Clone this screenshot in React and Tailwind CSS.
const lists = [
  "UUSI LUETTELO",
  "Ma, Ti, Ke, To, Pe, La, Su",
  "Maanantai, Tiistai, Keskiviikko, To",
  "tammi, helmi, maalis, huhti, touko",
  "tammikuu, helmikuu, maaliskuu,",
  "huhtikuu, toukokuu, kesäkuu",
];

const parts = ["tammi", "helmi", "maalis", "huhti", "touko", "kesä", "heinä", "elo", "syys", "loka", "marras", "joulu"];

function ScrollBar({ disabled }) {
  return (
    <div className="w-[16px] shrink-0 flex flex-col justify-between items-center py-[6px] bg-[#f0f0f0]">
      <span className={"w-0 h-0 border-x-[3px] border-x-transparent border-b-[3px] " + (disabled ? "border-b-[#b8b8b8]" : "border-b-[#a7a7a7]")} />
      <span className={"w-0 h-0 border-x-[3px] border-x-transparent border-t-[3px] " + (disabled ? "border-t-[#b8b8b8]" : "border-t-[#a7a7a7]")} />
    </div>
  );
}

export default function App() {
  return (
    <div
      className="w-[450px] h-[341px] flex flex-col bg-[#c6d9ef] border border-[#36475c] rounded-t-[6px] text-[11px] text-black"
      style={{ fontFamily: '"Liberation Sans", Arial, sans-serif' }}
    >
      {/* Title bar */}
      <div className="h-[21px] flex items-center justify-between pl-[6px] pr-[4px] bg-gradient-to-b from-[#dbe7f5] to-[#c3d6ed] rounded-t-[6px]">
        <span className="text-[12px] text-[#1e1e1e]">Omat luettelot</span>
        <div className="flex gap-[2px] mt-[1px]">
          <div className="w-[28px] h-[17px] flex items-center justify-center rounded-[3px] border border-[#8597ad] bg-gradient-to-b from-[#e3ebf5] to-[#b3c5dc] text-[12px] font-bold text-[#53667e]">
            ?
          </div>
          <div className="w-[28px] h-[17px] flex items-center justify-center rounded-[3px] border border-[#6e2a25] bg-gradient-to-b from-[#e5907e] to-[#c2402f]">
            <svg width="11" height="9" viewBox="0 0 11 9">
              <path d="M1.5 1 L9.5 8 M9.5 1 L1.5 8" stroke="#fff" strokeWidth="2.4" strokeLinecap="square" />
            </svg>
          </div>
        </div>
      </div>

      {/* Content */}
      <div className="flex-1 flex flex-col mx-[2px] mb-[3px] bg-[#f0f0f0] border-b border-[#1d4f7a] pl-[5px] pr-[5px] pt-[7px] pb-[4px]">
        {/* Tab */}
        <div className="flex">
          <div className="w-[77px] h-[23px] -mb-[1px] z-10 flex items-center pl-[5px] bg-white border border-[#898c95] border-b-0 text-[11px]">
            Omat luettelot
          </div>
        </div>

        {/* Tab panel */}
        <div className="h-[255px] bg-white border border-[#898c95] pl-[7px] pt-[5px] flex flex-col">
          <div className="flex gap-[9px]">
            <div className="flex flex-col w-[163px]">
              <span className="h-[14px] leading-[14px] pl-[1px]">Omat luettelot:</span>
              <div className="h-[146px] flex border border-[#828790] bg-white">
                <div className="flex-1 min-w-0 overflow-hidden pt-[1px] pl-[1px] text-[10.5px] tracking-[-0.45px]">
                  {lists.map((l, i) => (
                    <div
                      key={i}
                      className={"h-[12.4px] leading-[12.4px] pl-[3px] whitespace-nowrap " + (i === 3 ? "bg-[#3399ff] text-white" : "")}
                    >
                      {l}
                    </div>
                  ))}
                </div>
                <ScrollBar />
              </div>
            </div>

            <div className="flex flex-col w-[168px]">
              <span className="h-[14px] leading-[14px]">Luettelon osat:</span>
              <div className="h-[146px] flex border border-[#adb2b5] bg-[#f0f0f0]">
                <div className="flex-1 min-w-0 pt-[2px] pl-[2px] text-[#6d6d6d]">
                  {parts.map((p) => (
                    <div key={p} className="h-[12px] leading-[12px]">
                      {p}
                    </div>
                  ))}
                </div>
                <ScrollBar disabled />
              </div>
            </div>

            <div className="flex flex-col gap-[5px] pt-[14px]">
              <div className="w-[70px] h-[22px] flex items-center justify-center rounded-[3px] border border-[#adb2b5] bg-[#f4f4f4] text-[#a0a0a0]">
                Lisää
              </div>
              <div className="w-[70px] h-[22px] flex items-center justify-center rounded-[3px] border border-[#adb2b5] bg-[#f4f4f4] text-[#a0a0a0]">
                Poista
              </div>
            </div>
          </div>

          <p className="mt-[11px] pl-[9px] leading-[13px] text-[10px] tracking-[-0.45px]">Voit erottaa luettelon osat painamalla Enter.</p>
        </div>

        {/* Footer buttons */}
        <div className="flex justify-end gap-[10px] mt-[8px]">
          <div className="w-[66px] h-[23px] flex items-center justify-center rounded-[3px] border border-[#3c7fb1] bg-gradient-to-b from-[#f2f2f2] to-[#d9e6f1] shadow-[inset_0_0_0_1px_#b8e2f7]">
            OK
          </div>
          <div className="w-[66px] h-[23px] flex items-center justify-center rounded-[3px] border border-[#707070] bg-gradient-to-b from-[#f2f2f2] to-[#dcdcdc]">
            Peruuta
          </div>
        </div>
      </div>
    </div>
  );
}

Requirement: Each line in the material above must be retyped without alteration.

Completed task:
Clone this screenshot in React and Tailwind CSS.
const lists = [
  "UUSI LUETTELO",
  "Ma, Ti, Ke, To, Pe, La, Su",
  "Maanantai, Tiistai, Keskiviikko, To",
  "tammi, helmi, maalis, huhti, touko",
  "tammikuu, helmikuu, maaliskuu,",
  "huhtikuu, toukokuu, kesäkuu",
];

const parts = ["tammi", "helmi", "maalis", "huhti", "touko", "kesä", "heinä", "elo", "syys", "loka", "marras", "joulu"];

function ScrollBar({ disabled }) {
  return (
    <div className="w-[16px] shrink-0 flex flex-col justify-between items-center py-[6px] bg-[#f0f0f0]">
      <span className={"w-0 h-0 border-x-[3px] border-x-transparent border-b-[3px] " + (disabled ? "border-b-[#b8b8b8]" : "border-b-[#a7a7a7]")} />
      <span className={"w-0 h-0 border-x-[3px] border-x-transparent border-t-[3px] " + (disabled ? "border-t-[#b8b8b8]" : "border-t-[#a7a7a7]")} />
    </div>
  );
}

export default function App() {
  return (
    <div
      className="w-[450px] h-[341px] flex flex-col bg-[#c6d9ef] border border-[#36475c] rounded-t-[6px] text-[11px] text-black"
      style={{ fontFamily: '"Liberation Sans", Arial, sans-serif' }}
    >
      {/* Title bar */}
      <div className="h-[21px] flex items-center justify-between pl-[6px] pr-[4px] bg-gradient-to-b from-[#dbe7f5] to-[#c3d6ed] rounded-t-[6px]">
        <span className="text-[12px] text-[#1e1e1e]">Omat luettelot</span>
        <div className="flex gap-[2px] mt-[1px]">
          <div className="w-[28px] h-[17px] flex items-center justify-center rounded-[3px] border border-[#8597ad] bg-gradient-to-b from-[#e3ebf5] to-[#b3c5dc] text-[12px] font-bold text-[#53667e]">
            ?
          </div>
          <div className="w-[28px] h-[17px] flex items-center justify-center rounded-[3px] border border-[#6e2a25] bg-gradient-to-b from-[#e5907e] to-[#c2402f]">
            <svg width="11" height="9" viewBox="0 0 11 9">
              <path d="M1.5 1 L9.5 8 M9.5 1 L1.5 8" stroke="#fff" strokeWidth="2.4" strokeLinecap="square" />
            </svg>
          </div>
        </div>
      </div>

      {/* Content */}
      <div className="flex-1 flex flex-col mx-[2px] mb-[3px] bg-[#f0f0f0] border-b border-[#1d4f7a] pl-[5px] pr-[5px] pt-[7px] pb-[4px]">
        {/* Tab */}
        <div className="flex">
          <div className="w-[77px] h-[23px] -mb-[1px] z-10 flex items-center pl-[5px] bg-white border border-[#898c95] border-b-0 text-[11px]">
            Omat luettelot
          </div>
        </div>

        {/* Tab panel */}
        <div className="h-[255px] bg-white border border-[#898c95] pl-[7px] pt-[5px] flex flex-col">
          <div className="flex gap-[9px]">
            <div className="flex flex-col w-[163px]">
              <span className="h-[14px] leading-[14px] pl-[1px]">Omat luettelot:</span>
              <div className="h-[146px] flex border border-[#828790] bg-white">
                <div className="flex-1 min-w-0 overflow-hidden pt-[1px] pl-[1px] text-[10.5px] tracking-[-0.45px]">
                  {lists.map((l, i) => (
                    <div
                      key={i}
                      className={"h-[12.4px] leading-[12.4px] pl-[3px] whitespace-nowrap " + (i === 3 ? "bg-[#3399ff] text-white" : "")}
                    >
                      {l}
                    </div>
                  ))}
                </div>
                <ScrollBar />
              </div>
            </div>

            <div className="flex flex-col w-[168px]">
              <span className="h-[14px] leading-[14px]">Luettelon osat:</span>
              <div className="h-[146px] flex border border-[#adb2b5] bg-[#f0f0f0]">
                <div className="flex-1 min-w-0 pt-[2px] pl-[2px] text-[#6d6d6d]">
                  {parts.map((p) => (
                    <div key={p} className="h-[12px] leading-[12px]">
                      {p}
                    </div>
                  ))}
                </div>
                <ScrollBar disabled />
              </div>
            </div>

            <div className="flex flex-col gap-[5px] pt-[14px]">
              <div className="w-[70px] h-[22px] flex items-center justify-center rounded-[3px] border border-[#adb2b5] bg-[#f4f4f4] text-[#a0a0a0]">
                Lisää
              </div>
              <div className="w-[70px] h-[22px] flex items-center justify-center rounded-[3px] border border-[#adb2b5] bg-[#f4f4f4] text-[#a0a0a0]">
                Poista
              </div>
            </div>
          </div>

          <p className="mt-[11px] pl-[9px] leading-[13px] text-[10px] tracking-[-0.45px]">Voit erottaa luettelon osat painamalla Enter.</p>
        </div>

        {/* Footer buttons */}
        <div className="flex justify-end gap-[10px] mt-[8px]">
          <div className="w-[66px] h-[23px] flex items-center justify-center rounded-[3px] border border-[#3c7fb1] bg-gradient-to-b from-[#f2f2f2] to-[#d9e6f1] shadow-[inset_0_0_0_1px_#b8e2f7]">
            OK
          </div>
          <div className="w-[66px] h-[23px] flex items-center justify-center rounded-[3px] border border-[#707070] bg-gradient-to-b from-[#f2f2f2] to-[#dcdcdc]">
            Peruuta
          </div>
        </div>
      </div>
    </div>
  );
}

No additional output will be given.